» WHAT IS BEING ASKED:
From the records below, print only the part that opens with the line containing "Give me the" and closes with the line containing "const START = 31"; omit the pictures.

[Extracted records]

○ ○ ○

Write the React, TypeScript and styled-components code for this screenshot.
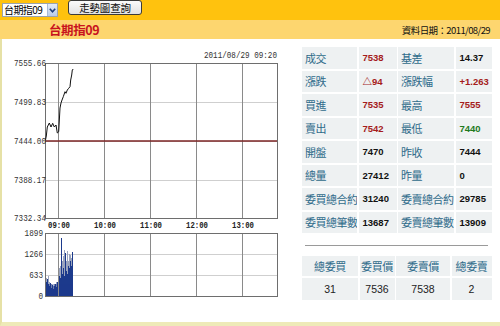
import React from 'react';
import styled, { createGlobalStyle } from 'styled-components';

const GlobalStyle = createGlobalStyle`
  html, body {
    margin: 0;
    padding: 0;
    background: #fff;
  }
  body {
    font-family: 'Noto Sans CJK TC', sans-serif;
  }
`;

const Page = styled.div`
  width: 500px;
  height: 326px;
  overflow: hidden;
  display: flex;
  flex-direction: column;
`;

const TopBar = styled.div`
  height: 20px;
  flex: none;
  background: #ffc20e;
  display: flex;
  align-items: flex-start;
  padding-left: 2px;
  gap: 10px;
`;

const Select = styled.div`
  margin-top: 3px;
  width: 56px;
  height: 14px;
  display: flex;
  align-items: stretch;
  background: #fff;
  border: 1px solid #9aa3ad;
  box-sizing: border-box;
`;

const SelectText = styled.span`
  flex: 1;
  min-width: 0;
  font-family: 'Noto Sans CJK TC', sans-serif;
  font-size: 10px;
  line-height: 12px;
  padding-left: 1px;
  color: #000;
  white-space: nowrap;
  letter-spacing: -0.6px;
`;

const SelectArrow = styled.span`
  width: 9px;
  flex: none;
  display: flex;
  align-items: center;
  justify-content: center;
  background: linear-gradient(#e3ecf8, #b9cbe6);
  border-left: 1px solid #a9b9d3;
`;

const QueryButton = styled.div`
  width: 74px;
  height: 15px;
  box-sizing: border-box;
  border: 1px solid #3b3b3b;
  border-radius: 3px;
  background: linear-gradient(#fbfbfb, #e2e2e2);
  display: flex;
  align-items: center;
  justify-content: center;
  font-size: 10.5px;
  color: #111;
  letter-spacing: -0.2px;
`;

const TitleBar = styled.div`
  height: 19px;
  flex: none;
  background: #fdd66f;
  display: flex;
  align-items: center;
  justify-content: space-between;
`;

const Title = styled.div`
  margin-left: 49px;
  font-size: 12.5px;
  font-weight: 700;
  color: #c8141e;
  letter-spacing: -0.4px;
`;

const DataDate = styled.div`
  margin-right: 10px;
  font-size: 9.5px;
  color: #111;
  letter-spacing: -0.6px;
`;

const Body = styled.div`
  flex: 1;
  display: flex;
  border-left: 2px solid #e6e1a6;
  border-bottom: 4px solid #eeeab8;
`;

const ChartSvg = styled.svg`
  flex: none;
  display: block;
`;

const InfoPanel = styled.div`
  flex: 1;
  padding: 8px 0 0 12px;
  display: flex;
  flex-direction: column;
`;

const QuoteGrid = styled.div`
  width: 190px;
  display: grid;
  grid-template-columns: 55px 38px 56px 36px;
  grid-auto-rows: 21.5px;
  gap: 2px 1.5px;
`;

const Cell = styled.div<{ $tone?: 'label' | 'up' | 'down' | 'flat' }>`
  background: #eef1f2;
  display: flex;
  align-items: center;
  padding-left: ${(p) => (p.$tone === 'label' ? '3px' : '4px')};
  white-space: nowrap;
  overflow: hidden;
  font-family: ${(p) =>
    p.$tone === 'label'
      ? "'Noto Sans CJK TC', sans-serif"
      : "'Liberation Sans', 'Noto Sans CJK TC', sans-serif"};
  font-size: ${(p) => (p.$tone === 'label' ? '11px' : '9.5px')};
  letter-spacing: ${(p) => (p.$tone === 'label' ? '-0.5px' : '0')};
  font-weight: ${(p) => (p.$tone === 'label' ? 400 : 700)};
  color: ${(p) =>
    p.$tone === 'label'
      ? '#2e6b8a'
      : p.$tone === 'up'
      ? '#a51c1c'
      : p.$tone === 'down'
      ? '#1e7a1e'
      : '#111'};
`;

const Divider = styled.div`
  margin: 12px 3px 0;
  width: 183px;
  height: 1px;
  background: #9a9a9a;
`;

const OrderGrid = styled.div`
  margin-top: 10px;
  width: 190px;
  display: grid;
  grid-template-columns: 56px 35px 54px 40px;
  grid-template-rows: 20px 22px;
  gap: 2px 1.5px;
`;

const OrderCell = styled.div<{ $head?: boolean }>`
  background: #eef1f2;
  display: flex;
  align-items: center;
  justify-content: center;
  white-space: nowrap;
  font-family: ${(p) =>
    p.$head ? "'Noto Sans CJK TC', sans-serif" : "'Liberation Sans', sans-serif"};
  font-size: ${(p) => (p.$head ? '11px' : '10.5px')};
  letter-spacing: ${(p) => (p.$head ? '-0.4px' : '0')};
  color: ${(p) => (p.$head ? '#2e6b8a' : '#222')};
`;

type Tone = 'label' | 'up' | 'down' | 'flat';

const quoteRows: [string, string, Tone, string, string, Tone][] = [
  ['成交', '7538', 'up', '基差', '14.37', 'flat'],
  ['漲跌', '△94', 'up', '漲跌幅', '+1.263', 'up'],
  ['買進', '7535', 'up', '最高', '7555', 'up'],
  ['賣出', '7542', 'up', '最低', '7440', 'down'],
  ['開盤', '7470', 'flat', '昨收', '7444', 'flat'],
  ['總量', '27412', 'flat', '昨量', '0', 'flat'],
  ['委買總合約', '31240', 'flat', '委賣總合約', '29785', 'flat'],
  ['委買總筆數', '13687', 'flat', '委賣總筆數', '13909', 'flat'],
];

const orderHeads = ['總委買', '委買價', '委賣價', '總委賣'];
const orderValues = ['31', '7536', '7538', '2'];

// chart geometry in page coordinates
const X0 = 45;
const X1 = 277;
const hours = [
  { x: 58, label: '09:00' },
  { x: 104, label: '10:00' },
  { x: 150, label: '11:00' },
  { x: 196, label: '12:00' },
  { x: 242, label: '13:00' },
];

const priceTicks = [
  { y: 63, label: '7555.66' },
  { y: 102, label: '7499.83' },
  { y: 141, label: '7444.00' },
  { y: 180, label: '7388.17' },
  { y: 218, label: '7332.34' },
];

const volTicks = [
  { y: 233, label: '1899' },
  { y: 254, label: '1266' },
  { y: 275, label: '633' },
  { y: 296, label: '0' },
];

const pricePts = [
  [45.5, 140], [46.3, 136], [47.3, 127], [49.3, 123], [51, 127], [52.7, 123.3],
  [54.3, 127], [56, 125], [57.3, 133], [58.7, 131.7], [60, 108], [61, 103],
  [62, 100], [63.3, 96.7], [65, 91.7], [66, 93.3], [67.3, 90], [68.7, 88.3],
  [70, 86.7], [70.7, 80], [71.7, 75], [72.3, 70], [73.3, 69],
];

// [dark, light] bar heights per pixel column starting at x=45
const volBars = [
  [14, 18], [17, 17], [12, 20], [10, 14], [13, 13], [8, 12], [11, 11], [7, 10],
  [10, 12], [12, 12], [9, 14], [14, 14], [16, 26], [20, 28], [18, 30], [58, 58],
  [22, 35], [28, 40], [20, 46], [43, 43], [25, 35], [22, 45], [30, 35], [28, 42],
  [35, 41], [30, 38], [44, 44],
];

const Chart = () => (
  <ChartSvg width={288} height={283} viewBox="2 39 288 283">
    <text x={277} y={58} fontFamily="'Liberation Mono', monospace" fontSize={8.5} fill="#333"
      textAnchor="end" textLength={73} lengthAdjust="spacingAndGlyphs">
      2011/08/29 09:20
    </text>

    {/* price grid */}
    {priceTicks.slice(1, 4).map((t) => (
      <line key={t.y} x1={X0} x2={X1} y1={t.y + 0.5} y2={t.y + 0.5} stroke="#cfcfcf" />
    ))}
    {hours.map((h) => (
      <line key={h.x} x1={h.x + 0.5} x2={h.x + 0.5} y1={63} y2={218} stroke="#8a8a8a" />
    ))}
    <rect x={X0 + 0.5} y={63.5} width={X1 - X0} height={155} fill="none" stroke="#6e6e6e" />
    <line x1={X0} x2={X1} y1={141} y2={141} stroke="#7d2424" strokeWidth={1.5} />
    <polyline
      points={pricePts.map((p) => p.join(',')).join(' ')}
      fill="none"
      stroke="#111"
      strokeWidth={1}
    />
    {priceTicks.map((t) => (
      <text key={t.label} x={46} y={t.y + 3} fontFamily="'Liberation Mono', monospace" fontSize={9}
        fill="#333" textAnchor="end" textLength={32} lengthAdjust="spacingAndGlyphs">
        {t.label}
      </text>
    ))}
    {hours.map((h) => (
      <text key={h.label} x={h.x + 1} y={228} fontFamily="'Liberation Mono', monospace" fontSize={8.5}
        fontWeight={700} fill="#222" textAnchor="middle" textLength={22} lengthAdjust="spacingAndGlyphs">
        {h.label}
      </text>
    ))}

    {/* volume grid */}
    {volTicks.slice(1, 3).map((t) => (
      <line key={t.y} x1={X0} x2={X1} y1={t.y + 0.5} y2={t.y + 0.5} stroke="#cfcfcf" />
    ))}
    {volBars.map(([d, l], i) => (
      <g key={i}>
        <rect x={X0 + 1 + i} y={296 - l} width={1} height={l} fill="#9aa4bd" />
        <rect x={X0 + 1 + i} y={296 - d} width={1} height={d} fill="#1c3a8c" />
      </g>
    ))}
    <rect x={X0 + 1} y={284} width={27} height={12} fill="#1c3a8c" opacity={0.35} />
    {hours.map((h) => (
      <line key={h.x} x1={h.x + 0.5} x2={h.x + 0.5} y1={233} y2={296} stroke="#8a8a8a" />
    ))}
    <rect x={X0 + 0.5} y={233.5} width={X1 - X0} height={63} fill="none" stroke="#6e6e6e" />
    {volTicks.map((t) => (
      <text key={t.label} x={43} y={t.y + 3} fontFamily="'Liberation Mono', monospace" fontSize={9}
        fill="#333" textAnchor="end" textLength={t.label.length * 4.6} lengthAdjust="spacingAndGlyphs">
        {t.label}
      </text>
    ))}
  </ChartSvg>
);

const App = () => (
  <Page>
    <GlobalStyle />
    <TopBar>
      <Select>
        <SelectText>台期指09</SelectText>
        <SelectArrow>
          <svg width="7" height="5" viewBox="0 0 7 5">
            <path d="M0.8 0.8 L3.5 3.8 L6.2 0.8" fill="none" stroke="#1f3f7a" strokeWidth="1.6" />
          </svg>
        </SelectArrow>
      </Select>
      <QueryButton>走勢圖查詢</QueryButton>
    </TopBar>
    <TitleBar>
      <Title>台期指09</Title>
      <DataDate>資料日期：2011/08/29</DataDate>
    </TitleBar>
    <Body>
      <Chart />
      <InfoPanel>
        <QuoteGrid>
          {quoteRows.map(([l1, v1, t1, l2, v2, t2]) => (
            <React.Fragment key={l1}>
              <Cell $tone="label">{l1}</Cell>
              <Cell $tone={t1}>{v1}</Cell>
              <Cell $tone="label">{l2}</Cell>
              <Cell $tone={t2}>{v2}</Cell>
            </React.Fragment>
          ))}
        </QuoteGrid>
        <Divider />
        <OrderGrid>
          {orderHeads.map((h) => (
            <OrderCell key={h} $head>{h}</OrderCell>
          ))}
          {orderValues.map((v, i) => (
            <OrderCell key={i}>{v}</OrderCell>
          ))}
        </OrderGrid>
      </InfoPanel>
    </Body>
  </Page>
);

export default App;
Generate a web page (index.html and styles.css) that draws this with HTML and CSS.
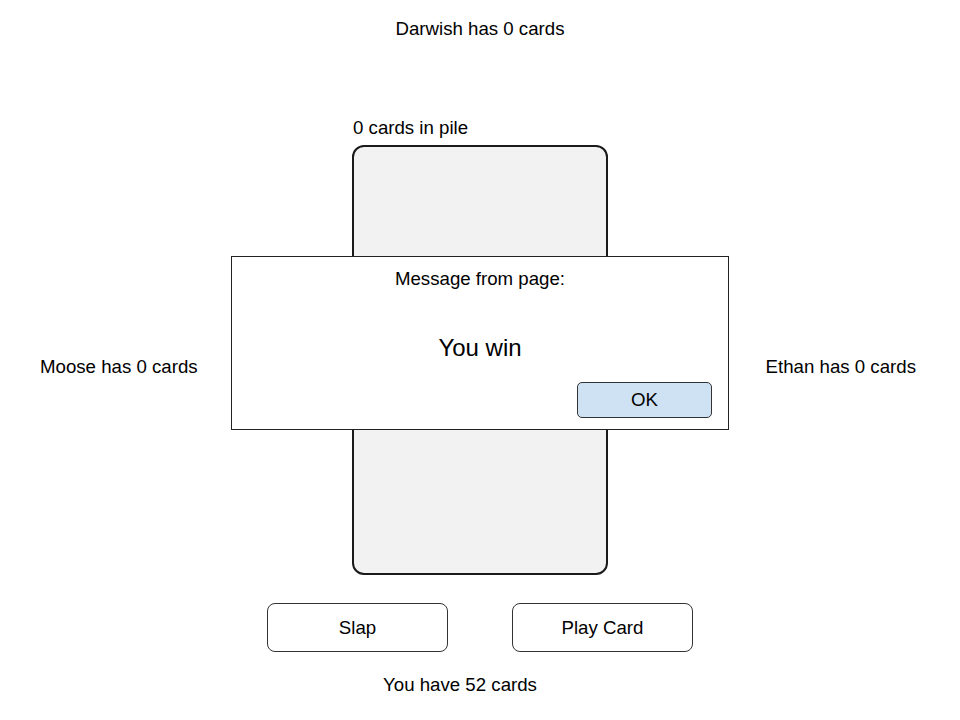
FILE: index.html
```html
<!DOCTYPE html>
<html>
<head>
<meta charset="utf-8">
<link rel="stylesheet" href="styles.css">
</head>
<body>
<div class="top">Darwish has 0 cards</div>
<div class="table">
  <div class="side left">Moose has 0 cards</div>
  <div class="center">
    <div class="pile-label">0 cards in pile</div>
    <div class="card"></div>
  </div>
  <div class="side right">Ethan has 0 cards</div>
</div>
<div class="buttons">
  <button class="btn">Slap</button>
  <button class="btn">Play Card</button>
</div>
<div class="bottom">You have 52 cards</div>

<div class="dialog">
  <div class="dialog-title">Message from page:</div>
  <div class="dialog-msg">You win</div>
  <button class="ok">OK</button>
</div>
</body>
</html>
```
FILE: styles.css
```css
html, body {
  margin: 0;
  padding: 0;
  background: #fff;
}
body {
  font-family: "Liberation Sans", Arial, sans-serif;
  font-size: 18.67px;
  line-height: 21px;
  color: #000;
  width: 960px;
  height: 720px;
  position: relative;
}
.top {
  padding-top: 18px;
  text-align: center;
}
.table {
  margin-top: 78px;
  display: grid;
  grid-template-columns: 352px 256px 1fr;
}
.side {
  padding-top: 239px;
}
.left {
  padding-left: 40px;
}
.right {
  text-align: right;
  padding-right: 44px;
}
.pile-label {
  padding-left: 1px;
  height: 28px;
}
.card {
  box-sizing: border-box;
  height: 430px;
  background: #f2f2f2;
  border: 2px solid #1a1a1a;
  border-radius: 12px;
}
.buttons {
  margin-top: 28px;
  display: flex;
  justify-content: center;
  gap: 64px;
}
.btn {
  box-sizing: border-box;
  width: 181px;
  height: 49px;
  background: #fff;
  border: 1px solid #333;
  border-radius: 8px;
  font-family: "Liberation Sans", Arial, sans-serif;
  font-size: 18.67px;
  color: #000;
  padding: 0;
}
.bottom {
  margin-top: 22px;
  text-align: center;
  padding-right: 40px;
}
.dialog {
  position: absolute;
  left: 231px;
  top: 256px;
  width: 498px;
  height: 174px;
  box-sizing: border-box;
  background: #fff;
  border: 1px solid #222;
  padding: 11px 16px 11px;
  display: flex;
  flex-direction: column;
}
.dialog-title {
  text-align: center;
}
.dialog-msg {
  margin-top: 45px;
  text-align: center;
  font-size: 24px;
  line-height: 28px;
}
.ok {
  margin-top: 20px;
  align-self: flex-end;
  box-sizing: border-box;
  width: 135px;
  height: 36px;
  background: #cfe2f3;
  border: 1px solid #333;
  border-radius: 5px;
  font-family: "Liberation Sans", Arial, sans-serif;
  font-size: 18.67px;
  color: #000;
  padding: 0;
}
```
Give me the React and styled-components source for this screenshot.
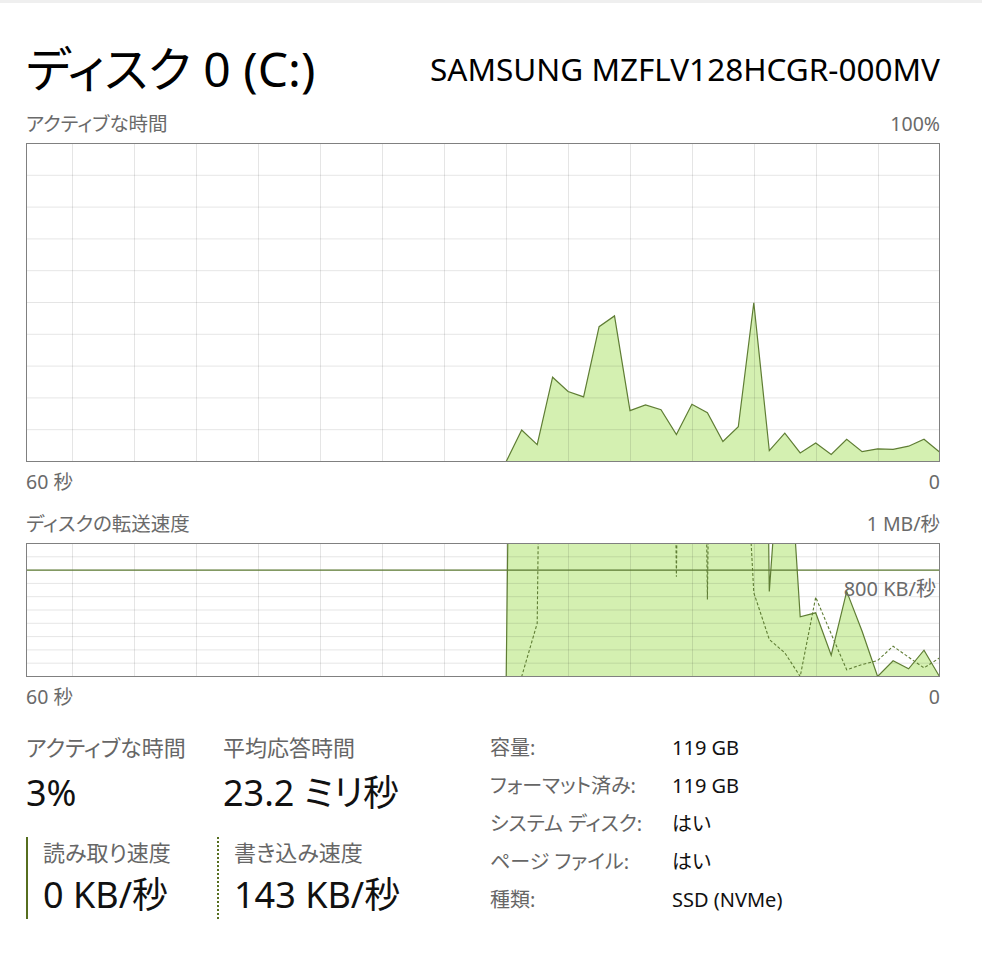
import React from 'react'
import styled, { createGlobalStyle } from 'styled-components'

const GlobalStyle = createGlobalStyle`
  body {
    margin: 0;
    background: #fff;
    font-family: "Noto Sans", "Noto Sans CJK JP", sans-serif;
    font-feature-settings: "palt";
    color: #111;
  }
`

// 60 samples across the chart, history starts at sample 31
const WIDTH = 913
const STEP = WIDTH / 59
const START = 31

const activeTime = [
  0, 9.9, 5.3, 26.5, 22.0, 20.3, 42.4, 45.8, 16.0, 17.8, 16.3, 8.5, 18.0, 15.3, 6.3,
  10.9, 49.9, 3.4, 8.9, 2.7, 5.8, 2.2, 7.0, 3.1, 4.0, 3.8, 4.8, 7.0, 3.0,
]

// MB/s
const readRate = [
  0, 10, 10, 10, 10, 10, 10, 10, 10, 10, 10, 10, 10, 10, 10, 10, 10, 0.64, 2.26,
  0.449, 0.479, 0.16, 0.64, 0.34, 0, 0.118, 0.058, 0.198, 0,
]
const writeRate = [
  0, 0, 0.4, 10, 10, 10, 10, 10, 10, 10, 10, 0.75, 10, 0.58, 10, 2.8, 0.63, 0.278,
  0.178, 0, 0.596, 0.32, 0.05, 0.09, 0.12, 0.228, 0.145, 0.065, 0.14,
]

const xAt = (k) => 0.5 + (START + k) * STEP

const toPoints = (data, h, max) =>
  data.map((v, k) => `${xAt(k).toFixed(1)},${(0.5 + h - (v / max) * h).toFixed(1)}`).join(' ')

const toArea = (data, h, max) => {
  const bottom = (0.5 + h).toFixed(1)
  const last = xAt(data.length - 1).toFixed(1)
  return `${xAt(0).toFixed(1)},${bottom} ${toPoints(data, h, max)} ${last},${bottom}`
}

const GridLines = ({ h, rows }) => {
  const cols = []
  for (let x = 46.5; x < WIDTH; x += 62) cols.push(x)
  const lines = []
  for (let r = 1; r < rows; r++) lines.push(0.5 + (h / rows) * r)
  return (
    <g stroke="rgba(0,0,0,0.1)" strokeWidth="1">
      {cols.map((x) => (
        <line key={`c${x}`} x1={x} y1="0" x2={x} y2={h} />
      ))}
      {lines.map((y) => (
        <line key={`r${y}`} x1="0" y1={y} x2={WIDTH} y2={y} />
      ))}
    </g>
  )
}

const ActiveChart = () => {
  const h = 318
  return (
    <svg width={WIDTH + 1} height={h + 1} style={{ display: 'block' }}>
      <polygon points={toArea(activeTime, h, 100)} fill="#d4f0b1" />
      <GridLines h={h} rows={10} />
      <polyline points={toPoints(activeTime, h, 100)} fill="none" stroke="#5f7d34" strokeWidth="1.2" />
      <rect x="0.5" y="0.5" width={WIDTH} height={h} fill="none" stroke="#808080" />
    </svg>
  )
}

const TransferChart = () => {
  const h = 133
  const limit = (0.5 + h - 0.8 * h).toFixed(1)
  return (
    <svg width={WIDTH + 1} height={h + 1} style={{ display: 'block' }}>
      <defs>
        <clipPath id="transfer-clip">
          <rect x="0" y="0" width={WIDTH + 1} height={h + 1} />
        </clipPath>
      </defs>
      <g clipPath="url(#transfer-clip)">
        <polygon points={toArea(readRate, h, 1)} fill="#d4f0b1" />
        <GridLines h={h} rows={10} />
        <line x1="0" y1={limit} x2={WIDTH} y2={limit} stroke="#5f7d34" strokeWidth="1.2" />
        <polyline points={toPoints(writeRate, h, 1)} fill="none" stroke="#5f7d34" strokeWidth="1.1" strokeDasharray="3 2" />
        <polyline points={toPoints(readRate, h, 1)} fill="none" stroke="#5f7d34" strokeWidth="1.2" />
      </g>
      <rect x="0.5" y="0.5" width={WIDTH} height={h} fill="none" stroke="#808080" />
    </svg>
  )
}

const App = () => {
  return (
    <>
      <GlobalStyle />
      <Page>
        <Header>
          <Title>ディスク 0 (C:)</Title>
          <Model>SAMSUNG MZFLV128HCGR-000MV</Model>
        </Header>

        <ChartSection $gap={6}>
          <LabelRow>
            <span>アクティブな時間</span>
            <span>100%</span>
          </LabelRow>
          <ChartWrap>
            <ActiveChart />
          </ChartWrap>
          <AxisRow>
            <span>60 秒</span>
            <span>0</span>
          </AxisRow>
        </ChartSection>

        <ChartSection $gap={18}>
          <LabelRow>
            <span>ディスクの転送速度</span>
            <span>1 MB/秒</span>
          </LabelRow>
          <ChartWrap>
            <TransferChart />
            <LimitLabel>800 KB/秒</LimitLabel>
          </ChartWrap>
          <AxisRow>
            <span>60 秒</span>
            <span>0</span>
          </AxisRow>
        </ChartSection>

        <Stats>
          <LeftStats>
            <StatItem>
              <StatLabel>アクティブな時間</StatLabel>
              <StatValue>3%</StatValue>
            </StatItem>
            <StatItem $indent={6}>
              <StatLabel>平均応答時間</StatLabel>
              <StatValue>23.2 ミリ秒</StatValue>
            </StatItem>
            <RateItem>
              <RateLabel>読み取り速度</RateLabel>
              <RateValue>0 KB/秒</RateValue>
            </RateItem>
            <RateItem $dotted>
              <RateLabel>書き込み速度</RateLabel>
              <RateValue>143 KB/秒</RateValue>
            </RateItem>
          </LeftStats>
          <InfoGrid>
            <InfoLabel>容量:</InfoLabel>
            <InfoValue>119 GB</InfoValue>
            <InfoLabel>フォーマット済み:</InfoLabel>
            <InfoValue>119 GB</InfoValue>
            <InfoLabel>システム ディスク:</InfoLabel>
            <InfoValue>はい</InfoValue>
            <InfoLabel>ページ ファイル:</InfoLabel>
            <InfoValue>はい</InfoValue>
            <InfoLabel>種類:</InfoLabel>
            <InfoValue>SSD (NVMe)</InfoValue>
          </InfoGrid>
        </Stats>
      </Page>
    </>
  )
}

const Page = styled.div`
  width: 914px;
  padding: 0 42px 40px 26px;
  border-top: 3px solid #efefef;
`

const Header = styled.header`
  display: flex;
  align-items: center;
  justify-content: space-between;
  height: 74px;
  margin-top: 29px;
`

const Title = styled.h1`
  margin: 0;
  font-size: 48px;
  font-weight: 400;
  line-height: 74px;
  color: #000;
`

const Model = styled.div`
  font-size: 31.5px;
  line-height: 74px;
  color: #000;
`

const ChartSection = styled.section`
  margin-top: ${(p) => p.$gap}px;
`

const LabelRow = styled.div`
  display: flex;
  justify-content: space-between;
  font-size: 19.5px;
  line-height: 24px;
  color: #6a6a6a;
  margin-bottom: 7px;
`

const ChartWrap = styled.div`
  position: relative;
`

const AxisRow = styled(LabelRow)`
  margin: 8px 0 0;
`

const LimitLabel = styled.span`
  position: absolute;
  right: 4px;
  top: 34px;
  font-size: 20px;
  line-height: 24px;
  color: #6a6a6a;
`

const Stats = styled.div`
  display: flex;
  margin-top: 20px;
`

const LeftStats = styled.div`
  display: grid;
  grid-template-columns: 191px auto;
  row-gap: 21px;
  width: 464px;
`

const StatItem = styled.div`
  padding-left: ${(p) => p.$indent || 0}px;
`

const StatLabel = styled.div`
  font-size: 22px;
  line-height: 36px;
  color: #666;
`

const StatValue = styled.div`
  margin-top: 6px;
  font-size: 36px;
  line-height: 44px;
  color: #111;
`

const RateItem = styled.div`
  border-left: 2px ${(p) => (p.$dotted ? 'dotted' : 'solid')} #566e1f;
  padding-left: 15px;
`

const RateLabel = styled(StatLabel)`
  line-height: 30px;
`

const RateValue = styled(StatValue)`
  margin-top: 5px;
  line-height: 46px;
`

const InfoGrid = styled.div`
  display: grid;
  grid-template-columns: 182px auto;
  align-content: start;
  font-size: 20px;
  line-height: 38px;
`

const InfoLabel = styled.div`
  color: #666;
  white-space: nowrap;
`

const InfoValue = styled.div`
  color: #111;
`

export default App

○ ○ ○

» SOLUTION TO THIS TASK:
Give me the React and styled-components source for this screenshot.
import React from 'react'
import styled, { createGlobalStyle } from 'styled-components'

const GlobalStyle = createGlobalStyle`
  body {
    margin: 0;
    background: #fff;
    font-family: "Noto Sans", "Noto Sans CJK JP", sans-serif;
    font-feature-settings: "palt";
    color: #111;
  }
`

// 60 samples across the chart, history starts at sample 31
const WIDTH = 913
const STEP = WIDTH / 59
const START = 31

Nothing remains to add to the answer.